Armazenamento: avanço na regulação pode destravar investimentos
Opinião
Armazenamento: avanço na regulação pode destravar investimentos
O avanço regulatório deve contemplar uma avaliação criteriosa sobre a conveniência e a oportunidade de políticas públicas de incentivo como, por exemplo, leilões de capacidade específicos para os Sistemas de Armazenamento de Energia

Coautora: Mariana Saragoça
Historicamente, o setor elétrico é marcado por uma relevante evolução tecnológica que, além dos ganhos de eficiência e produtividade, traz desafios para a operação do sistema e exige uma célere e dinâmica atualização legislativa e regulatória para acomodar as novas demandas.
Recentemente, para além dos benefícios da inserção de novas fontes renováveis, o setor vem enfrentando desafios significativos para a adequada operação das centrais geradoras intermitentes, o que tem causado impactos significativos decorrentes dos chamados cortes deliberados de geração (curtailment) e da necessidade de contratação de capacidade/potência para garantir a segurança do sistema.
Neste cenário, enquanto o setor ainda discute, administrativa e judicialmente, as soluções para o curtailment e a realização do Leilão de Capacidade, outro fator que pode contribuir com a mitigação desses efeitos negativos, os Sistemas de Armazenamento de Energia, começa a ganhar corpo com a potencial nova regulamentação da Aneel.
Recentemente, a Aneel divulgou a Nota Técnica Conjunta nº 13/2025-SGM-SCE-STD-STE-STR-SFT/ Aneel - que avaliou as contribuições no âmbito da Consulta Pública nº 39/2023 -, com a consolidação de entendimentos e diretrizes preliminares para a regulamentação dos sistemas de armazenamento de energia elétrica no Brasil e que podem promover maior flexibilidade operativa, confiabilidade sistêmica e modicidade tarifária.
Trata-se de um importante passo institucional, que sinaliza a disposição da agência em avaliar aspectos regulatórios essenciais à inserção segura e eficiente dessa tecnologia no setor elétrico.
Entre os principais avanços apresentados, destaca-se que a Nota Técnica trouxe relevantes definições sobre a necessidade de outorga e relações com a rede, tendo sido indicado que, a depender da configuração do empreendimento, os sistemas de armazenamento poderão ser outorgados como Produtores Independentes de Energia (PIEs), especialmente quando associados a usinas de geração e com participação ativa na comercialização de energia.
Neste aspecto, também restou prevista a possibilidade de utilização dos Sistemas de Armazenamento de Energia juntamente com centrais geradoras e unidades consumidoras, tanto em redes de transmissão quanto de distribuição, o que poderá ser feito tanto por meio de colocalização - com uma única outorga abrangendo a central geradora e o Sistema de Armazenamento - quanto por meio de associação, na qual a central geradora e o Sistema de Armazenamento possuem outorgas distintas.
Adicionalmente, as áreas técnicas da agência também sinalizaram o tratamento dos Sistemas de Armazenamento de Energia como usuário da rede elétrica, estabelecendo critérios claros para acesso e celebração dos Contratos de Uso dos Sistemas, com a possibilidade de avaliação da flexibilização dos Montantes de Uso dos Sistemas em determinados casos, devendo a tarifa de uso seguir os ditames do atual arcabouço normativo.
Apesar dos significativos avanços, cuja eficácia ainda depende da edição/atualização das normas propriamente ditas, ainda existem indefinições a serem debatidas e superadas em novas etapas, incluindo o aprofundamento nas discussões dos Sistemas de Armazenamento de Energia como ativos integrantes das redes de distribuição e transmissão e da possibilidade de remuneração pela prestação de serviços ancilares por usinas de minigeração distribuída.
Tais discussões não são triviais.
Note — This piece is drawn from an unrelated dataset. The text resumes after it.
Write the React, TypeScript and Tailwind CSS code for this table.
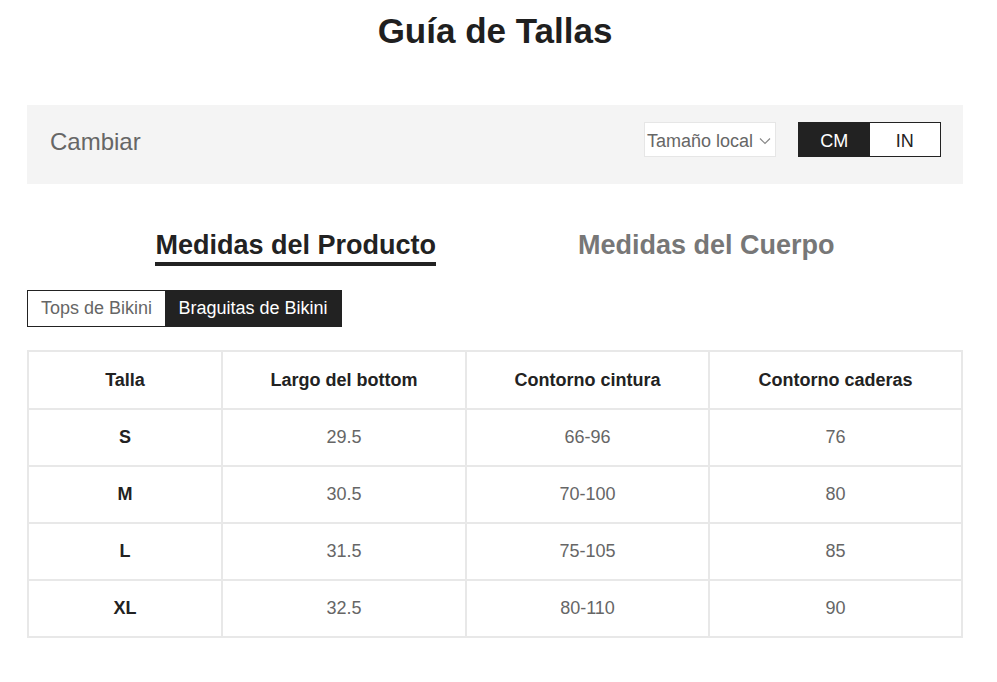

A incorporação de Sistemas de Armazenamento de Energia ao setor elétrico brasileiro exige não apenas os já mencionados ajustes regulatórios, mas também uma visão integrada com o planejamento da expansão do sistema, com a operação em tempo real e com as diretrizes de transição energética sustentável.
Dada a relativa incipiência da inserção da tecnologia de armazenamento no contexto brasileiro, é fundamental que o avanço regulatório venha acompanhado de uma avaliação criteriosa sobre a conveniência e a oportunidade de políticas públicas de incentivo como, por exemplo, leilões de capacidade específicos para os Sistemas de Armazenamento de Energia, medida que poderia acelerar a curva de aprendizado e viabilizar a formação de um mercado nacional competitivo e eficiente.
Ainda que não se tenha, ao menos por enquanto, a definição de instrumentos diretos de incentivo, o avanço normativo a ser definido pela Aneel pode contribuir para o estabelecimento de diretrizes mínimas e conferir maior previsibilidade ao tratamento institucional da tecnologia.
Ao sinalizar as regras aplicáveis e os marcos regulatórios em construção, a agência amplia a segurança jurídica e permite que os próprios agentes de mercado possam desenvolver soluções autônomas, enquanto se avalia, de forma transparente e participativa, a necessidade e o desenho de eventuais políticas públicas de estímulo.
Diante de tal cenário, é razoável afirmar que o Brasil está em um momento decisivo para consolidar as bases regulatórias do armazenamento de energia, com potencial para liderar soluções inovadoras.
O engajamento dos agentes do setor e o compromisso das instituições com a estabilidade regulatória serão fundamentais para que os Sistemas de Armazenamento de Energia se transformem em uma alavanca de eficiência, segurança e sustentabilidade no setor elétrico brasileiro.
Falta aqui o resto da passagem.